L'Italia purtroppo è in prima linea tra i Paesi occidentali nei rapporti storici, politici, economici e sociali con la Libia. Al di là dei recenti accordi con Gheddafi la vicinanza geografica tra i due Paesi è stata sempre il fattore determinante nell'affrontare da entrambe le parti i problemi, a cominciare dalla conquista coloniale di cento anni fa (ottobre 1911). Gli avvenimenti di questi giorni - la rivolta contro Gheddafi - e le conseguenze che da questa stagione si avranno nei rapporti bilaterali, sono imprevedibili ora. Per di più la reazione brutale e sanguinosa del regime del "colonnello" di Tripoli alla rivolta popolare impone all'Italia di adottare una politica di fermezza e di condanna.

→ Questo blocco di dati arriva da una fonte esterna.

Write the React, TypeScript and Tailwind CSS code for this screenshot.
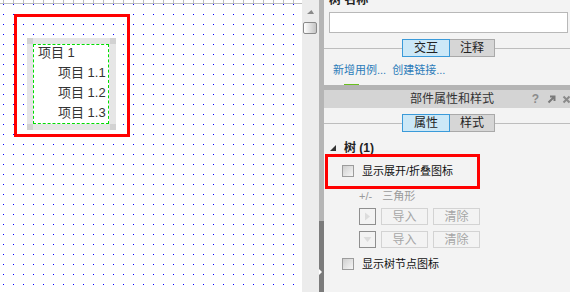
function Checkbox() {
  return (
    <div className="h-[12px] w-[12px] shrink-0 border border-[#9c9c9c] bg-[linear-gradient(135deg,#cfcfcf,#f6f6f6)]" />
  );
}

function Tabs({ a, b }: { a: string; b: string }) {
  return (
    <div className="flex h-[18px] shrink-0 items-center">
      <div className="h-px w-[78px] bg-[#bdbdbd]" />
      <div className="flex h-[18px] w-[48px] items-center justify-center border border-[#3a9ad9] bg-[#cce8f7] text-[12px] leading-none text-[#222]">
        {a}
      </div>
      <div className="flex h-[18px] w-[45px] items-center justify-center border border-l-0 border-[#a9a9a9] bg-[#d6d6d6] text-[12px] leading-none text-[#222]">
        {b}
      </div>
      <div className="h-px flex-1 bg-[#bdbdbd]" />
    </div>
  );
}

function ImgRow({ down }: { down?: boolean }) {
  return (
    <div className="flex h-[17px] shrink-0 items-center pl-[35px]">
      <div className="flex h-[17px] w-[17px] items-center justify-center border border-[#8f8f8f] bg-[#f3f3f3]">
        <svg width="9" height="9" viewBox="0 0 9 9">
          {down ? <path d="M0.5 2 L8.5 2 L4.5 7 Z" fill="#dcdcdc" /> : <path d="M2 0.5 L7 4.5 L2 8.5 Z" fill="#dcdcdc" />}
        </svg>
      </div>
      <div className="ml-[5px] flex h-[17px] w-[47px] items-center justify-center border border-[#d3d3d3] text-[12px] leading-none text-[#a6a6a6]">
        导入
      </div>
      <div className="ml-[5px] flex h-[17px] w-[47px] items-center justify-center border border-[#d3d3d3] text-[12px] leading-none text-[#a6a6a6]">
        清除
      </div>
    </div>
  );
}

function Canvas() {
  return (
    <div className="relative h-full w-[302px] shrink-0 bg-white">
      <svg className="absolute left-0 top-0" width="302" height="292">
        <defs>
          <pattern id="dots" x="0" y="0" width="10" height="10" patternUnits="userSpaceOnUse">
            <rect x="3" y="4" width="1" height="1" fill="#0000ff" />
          </pattern>
          <pattern id="ticks" x="0" y="0" width="10" height="3" patternUnits="userSpaceOnUse">
            <rect x="3" y="0" width="1" height="3" fill="#bdbdbd" />
          </pattern>
        </defs>
        <rect x="0" y="0" width="302" height="292" fill="url(#dots)" />
        <rect x="0" y="0" width="302" height="3" fill="url(#ticks)" />
        <rect x="0" y="3" width="302" height="1" fill="#bdbdbd" />
      </svg>
      <div className="absolute left-[14px] top-[14px] h-[123px] w-[116px] border-[3px] border-[#ff0000]" />
      <div className="absolute left-[27px] top-[38px] h-[92px] w-[89px] bg-[#e6e6e6] pl-[6px] pt-[6px]">
        <div className="absolute left-0 top-0 h-[6px] w-[6px] bg-[#d2d2d2]" />
        <div className="absolute right-0 top-0 h-[6px] w-[6px] bg-[#d2d2d2]" />
        <div className="absolute bottom-0 left-0 h-[6px] w-[6px] bg-[#d2d2d2]" />
        <div className="absolute bottom-0 right-0 h-[6px] w-[6px] bg-[#d2d2d2]" />
        <div className="h-[80px] w-[76px] overflow-hidden border border-dashed border-[#00dd00] bg-white pl-[4px] text-[13px] leading-[20px] text-[#333]">
          <div className="-mt-[2px]">项目 1</div>
          <div className="pl-[20px]">项目 1.1</div>
          <div className="pl-[20px]">项目 1.2</div>
          <div className="pl-[20px]">项目 1.3</div>
        </div>
      </div>
    </div>
  );
}

function Scrollbar() {
  return (
    <div className="flex h-full w-[17px] shrink-0 flex-col bg-[#ececec]">
      <div className="flex h-[21px] items-start justify-center pt-[10px] pr-[1px]">
        <svg width="7" height="4" viewBox="0 0 7 4">
          <path d="M0 4 L7 4 L4.5 0 Z" fill="#8a8a8a" />
        </svg>
      </div>
      <div className="ml-[1px] mt-[1px] h-[12px] w-[14px] rounded-[2px] border border-[#8a8a8a] bg-[linear-gradient(to_right,#ffffff,#c4c4c4)]" />
    </div>
  );
}

function Splitter() {
  return (
    <div className="flex h-full w-[5px] shrink-0 flex-col">
      <div className="flex-1 bg-[#b5b5b5]" />
      <div className="h-[71px] bg-[#7b7b7b] pt-[48px]">
        <svg width="4" height="6" viewBox="0 0 4 6">
          <path d="M0 0 L3 3 L0 6 Z" fill="#ffffff" />
        </svg>
      </div>
    </div>
  );
}

function Panel() {
  return (
    <div className="flex h-full min-w-0 flex-1 flex-col bg-[#f3f3f3]">
      <div className="flex h-[84px] shrink-0 flex-col">
        <div className="-mt-[6px] h-[12px] pl-[5px] text-[12px] font-bold leading-[12px] text-[#222]">树 名称</div>
        <div className="ml-[5px] mr-[2px] mt-[6px] h-[21px] shrink-0 border border-[#b8b8b8] bg-white" />
        <div className="mt-[6px]">
          <Tabs a="交互" b="注释" />
        </div>
        <div className="mt-[7px] flex pl-[9px] text-[11px] leading-[12px] text-[#2b7bb9]">
          <span>新增用例...</span>
          <span className="ml-[6px]">创建链接...</span>
        </div>
      </div>
      <div className="flex h-[1px] shrink-0">
        <div className="ml-[20px] w-[15px] bg-[#6abf1e]" />
      </div>
      <div className="h-[5px] shrink-0 bg-[#b4b4b4]" />
      <div className="flex h-[18px] shrink-0 items-center bg-[#d4d4d4] text-[12px] leading-none">
        <span className="ml-[86px] text-[#333]">部件属性和样式</span>
        <span className="ml-auto mr-[0px] flex items-center">
          <span className="text-[12px] font-bold text-[#8c8c8c]">?</span>
          <svg className="ml-[8px]" width="9" height="9" viewBox="0 0 9 9">
            <path d="M1.5 7.5 L7 2 M3 1.5 L7.5 1.5 L7.5 6" stroke="#7a7a7a" strokeWidth="2" fill="none" />
          </svg>
          <svg className="ml-[6px] -mr-[1px]" width="9" height="9" viewBox="0 0 9 9">
            <path d="M1.5 1.5 L7.5 7.5 M7.5 1.5 L1.5 7.5" stroke="#8a8a8a" strokeWidth="2" fill="none" />
          </svg>
        </span>
      </div>
      <div className="flex flex-1 flex-col pt-[6px]">
        <Tabs a="属性" b="样式" />
        <div className="mt-[10px] flex h-[12px] shrink-0 items-center pl-[6px]">
          <svg width="6" height="6" viewBox="0 0 6 6">
            <path d="M6 0 L6 6 L0 6 Z" fill="#333" />
          </svg>
          <span className="ml-[8px] text-[12px] font-bold leading-[12px] text-[#222]">树 (1)</span>
        </div>
        <div className="ml-[1px] h-[35px] w-[155px] shrink-0 border-[3px] border-[#ff0000] pl-[14px] pt-[7px]">
          <div className="flex h-[13px] items-center">
            <Checkbox />
            <span className="ml-[8px] text-[11px] leading-[12px] text-[#111]">显示展开/折叠图标</span>
          </div>
        </div>
        <div className="mt-[1px] flex h-[12px] shrink-0 items-center pl-[35px] text-[11px] leading-[12px] text-[#9a9a9a]">
          <span>+/-</span>
          <span className="ml-[10px]">三角形</span>
        </div>
        <div className="mt-[6px]">
          <ImgRow />
        </div>
        <div className="mt-[6px]">
          <ImgRow down />
        </div>
        <div className="mt-[9px] flex h-[13px] shrink-0 items-center pl-[18px]">
          <Checkbox />
          <span className="ml-[8px] text-[11px] leading-[12px] text-[#111]">显示树节点图标</span>
        </div>
      </div>
    </div>
  );
}

export default function App() {
  return (
    <div className="flex h-[292px] w-[570px] overflow-hidden bg-white font-['Liberation_Sans','Noto_Sans_CJK_SC',sans-serif]">
      <Canvas />
      <Scrollbar />
      <Splitter />
      <Panel />
    </div>
  );
}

Detto questo qualcuno dovrà spiegarci perché all'improvviso tutto il Nord Africa è esploso ed in poche settimane milioni di persone sono scese in piazza rifiutando di accettare ancora le pressioni e i regimi dittatoriali di pochi privilegiati per di più ciechi e sordi di fronte alle condizioni economiche e sociali dei vari Paesi. Una risposta potrebbe venire dallo straordinario moltiplicarsi delle occasioni di conoscenza di quel che avviene nel mondo ai giorni nostri. Milioni di persone, soprattutto giovani, possono vedere facilmente come si svolge la vita economica e sociale nei Paesi europei e ciò attraverso le televisioni (ricordiamoci che nella stessa Italia del dopoguerra la TV e la radio hanno praticamente azzerato insieme con la scuola l'analfabetismo). Senza dimenticare poi la straordinaria possibilità, per alcuni, certo tra i più fortunati, di conoscere via internet i mondi nuovi di oggi. Tutto questo a due passi da casa loro, quando esiste una casa.
Per di più in tanti hanno capito che se vogliono affrettare i tempi e liberarsi, devono comunque lasciare la loro terra: l'Italia ha accolto cinque milioni di stranieri, altrettanto fanno altri Paesi europei. Tutti gli emigrati stanno certamente meglio di chi rimane a casa, aspettando un miracolo che non viene dall'alto. E la stragrande maggioranza di chi è venuto nella ricca Europa ed ha le carte in regola sa che può contribuire con il suo lavoro allo sviluppo del Paese che l'accoglie. Ma non c'è spazio per tutti.